The actual contact area between a cylindrical shaft and a bushing is curved, and its exact size depends on clearance, deformation and load distribution - for an approximate, practical sizing method the projected area A = d · b is used instead (the area of the rectangle on which the radial force acts). It is unambiguously determined from the bearing dimensions and has become the established reference for p and p·v, even though the actual local pressure at the load peak is higher than the average p.

What to do if p, v or the p·v value exceed the allowable limits?

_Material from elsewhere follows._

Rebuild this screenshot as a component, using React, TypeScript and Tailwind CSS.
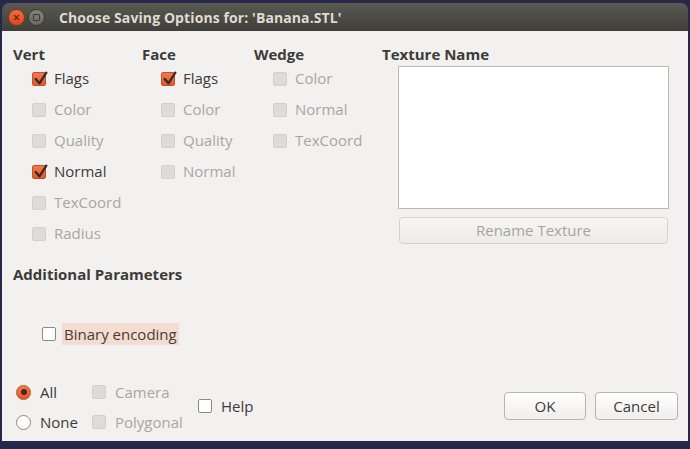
import React from 'react'

type Item = { label: string; checked?: boolean; disabled?: boolean }

const COLS: { title: string; width: string; items: Item[] }[] = [
  {
    title: 'Vert',
    width: 'w-[129px]',
    items: [
      { label: 'Flags', checked: true },
      { label: 'Color', disabled: true },
      { label: 'Quality', disabled: true },
      { label: 'Normal', checked: true },
      { label: 'TexCoord', disabled: true },
      { label: 'Radius', disabled: true },
    ],
  },
  {
    title: 'Face',
    width: 'w-[112px]',
    items: [
      { label: 'Flags', checked: true },
      { label: 'Color', disabled: true },
      { label: 'Quality', disabled: true },
      { label: 'Normal', disabled: true },
    ],
  },
  {
    title: 'Wedge',
    width: 'w-[128px]',
    items: [
      { label: 'Color', disabled: true },
      { label: 'Normal', disabled: true },
      { label: 'TexCoord', disabled: true },
    ],
  },
]

function Box({ checked, disabled }: { checked?: boolean; disabled?: boolean }) {
  if (checked) {
    return (
      <span className="relative w-[14px] h-[14px] rounded-[2px] border border-[#c24f28] bg-gradient-to-b from-[#f07a4e] to-[#e0582c] shrink-0">
        <svg viewBox="0 0 16 16" className="absolute -left-[1px] -top-[3px] w-[17px] h-[17px]">
          <path d="M3.5 8.5l3.5 4 6.5-10" stroke="#3a2a24" strokeWidth="2.2" fill="none" strokeLinecap="round" strokeLinejoin="round" />
        </svg>
      </span>
    )
  }
  if (disabled) {
    return <span className="w-[14px] h-[14px] rounded-[2px] border border-[#d3d0cb] bg-[#dfdcd8] shrink-0" />
  }
  return <span className="w-[14px] h-[14px] rounded-[2px] border border-[#8c8984] bg-white shrink-0" />
}

function Check({ label, checked, disabled }: Item) {
  return (
    <div className="flex items-center h-[31px] gap-[8px]">
      <Box checked={checked} disabled={disabled} />
      <span className={disabled ? 'text-[#aaa69f]' : 'text-[#3c3b37]'}>{label}</span>
    </div>
  )
}

function Radio({ label, checked }: { label: string; checked?: boolean }) {
  return (
    <div className="flex items-center h-[30px] gap-[9px]">
      {checked ? (
        <span className="w-[15px] h-[15px] rounded-full border border-[#c24f28] bg-gradient-to-b from-[#f07a4e] to-[#e0582c] flex items-center justify-center">
          <span className="w-[6px] h-[6px] rounded-full bg-[#4a2a1e]" />
        </span>
      ) : (
        <span className="w-[15px] h-[15px] rounded-full border border-[#8c8984] bg-white" />
      )}
      <span className="text-[#3c3b37]">{label}</span>
    </div>
  )
}

export default function App() {
  return (
    <div
      className="w-[690px] h-[449px] bg-[#27274a] pt-[3px] pl-[2px] overflow-hidden text-[15px]"
      style={{ fontFamily: '"Open Sans", "Noto Sans", sans-serif' }}
    >
      <div className="w-[686px] rounded-t-[7px] overflow-hidden">
        {/* title bar */}
        <div className="h-[28px] bg-gradient-to-b from-[#5b5952] to-[#3f3e39] flex items-center pl-[6px]">
          <span className="w-[17px] h-[17px] rounded-full bg-gradient-to-b from-[#f26d3d] to-[#d9491c] border border-[#8e3216] flex items-center justify-center">
            <svg viewBox="0 0 10 10" className="w-[7px] h-[7px]">
              <path d="M2 2l6 6M8 2l-6 6" stroke="#5a1c0a" strokeWidth="1.6" strokeLinecap="round" />
            </svg>
          </span>
          <span className="ml-[3px] w-[17px] h-[17px] rounded-full bg-gradient-to-b from-[#85827b] to-[#6a6862] border border-[#3a3935] flex items-center justify-center">
            <span className="w-[7px] h-[7px] border border-[#3a3935] rounded-[1px]" />
          </span>
          <span className="ml-[14px] text-[14px] font-bold text-[#dfdbd2] tracking-[0.1px]">
            Choose Saving Options for: 'Banana.STL'
          </span>
        </div>

        {/* body */}
        <div className="h-[410px] bg-[#f2f1f0] pl-[11px] pt-[14px] flex flex-col">
          <div className="flex h-[203px]">
            {COLS.map((col) => (
              <div key={col.title} className={col.width}>
                <div className="h-[18px] leading-[18px] font-bold text-[#3c3b37]">{col.title}</div>
                <div className="pl-[19px]">
                  {col.items.map((it) => (
                    <Check key={it.label} {...it} />
                  ))}
                </div>
              </div>
            ))}
            <div className="flex flex-col">
              <div className="h-[18px] leading-[18px] font-bold text-[#3c3b37]">Texture Name</div>
              <div className="ml-[16px] mt-[3px] w-[271px] h-[143px] bg-white border border-[#bdbab5]" />
              <div className="ml-[17px] mt-[8px] w-[269px] h-[27px] rounded-[4px] border border-[#d6d3cf] bg-gradient-to-b from-[#f7f6f5] to-[#ecebe9] flex items-center justify-center text-[#a8a49e]">
                Rename Texture
              </div>
            </div>
          </div>

          <div className="mt-[17px] h-[18px] leading-[18px] font-bold text-[#3c3b37]">Additional Parameters</div>

          <div className="mt-[40px] ml-[29px] flex items-center h-[22px]">
            <Box />
            <span className="ml-[6px] h-[22px] leading-[22px] px-[2px] bg-[#f4dcd1] text-[#4a3b36]">Binary encoding</span>
          </div>

          <div className="mt-[32px] flex items-start">
            <div className="ml-[3px] w-[76px]">
              <Radio label="All" checked />
              <Radio label="None" />
            </div>
            <div className="w-[106px]">
              <div className="flex items-center h-[30px] gap-[9px]">
                <Box disabled />
                <span className="text-[#aaa69f]">Camera</span>
              </div>
              <div className="flex items-center h-[30px] gap-[9px]">
                <Box disabled />
                <span className="text-[#aaa69f]">Polygonal</span>
              </div>
            </div>
            <div className="mt-[19px] flex items-center h-[20px] gap-[9px]">
              <Box />
              <span className="text-[#3c3b37]">Help</span>
            </div>
            <div className="ml-auto mr-[10px] mt-[15px] flex gap-[9px]">
              <div className="w-[82px] h-[28px] rounded-[4px] border border-[#b8b5b0] bg-gradient-to-b from-white to-[#efeeec] flex items-center justify-center text-[#3c3b37]">
                OK
              </div>
              <div className="w-[83px] h-[28px] rounded-[4px] border border-[#b8b5b0] bg-gradient-to-b from-white to-[#efeeec] flex items-center justify-center text-[#3c3b37]">
                Cancel
              </div>
            </div>
          </div>
        </div>
      </div>
    </div>
  )
}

The most direct options are: a larger bearing (increasing diameter or width directly lowers p), a material with higher allowable values (e.g. solid bronze instead of polyamide), a lower speed or swing frequency if the design allows it, or switching from dry to mixed friction via additional lubrication. For a marginal exceedance (amber rating), targeted lubrication or a slightly larger bearing is often enough; for a significant exceedance (red), the sizing should be reworked.

How is the sliding velocity calculated for oscillating (swinging) operation?

In oscillating operation, the shaft swings back and forth through an angle phi; per double stroke (forward and return), a point on the circumference travels the distance phi_rad · d (phi_rad = phi · pi/180 in radians). With the double-stroke frequency f in cycles per minute, the average sliding velocity is v_m = phi_rad · d · f/60000 m/s. This is a time-averaged value; the instantaneous velocity is zero at the reversal points and higher in between.

Do break-in behavior and temperature matter beyond what the calculator shows?

Yes. The p·v rating method gives reference values for run-in, steady-state operation at moderate ambient temperature; break-in behavior (initially higher wear until the surfaces conform), the actual operating temperature (allowable values drop at higher temperature, especially for plastic plain bearings), and shock loading, contamination and misalignment are manufacturer-specific and not part of this approximate calculation. For safety-relevant or marginally loaded applications, consult the catalog data and test recommendations of the specific bearing manufacturer.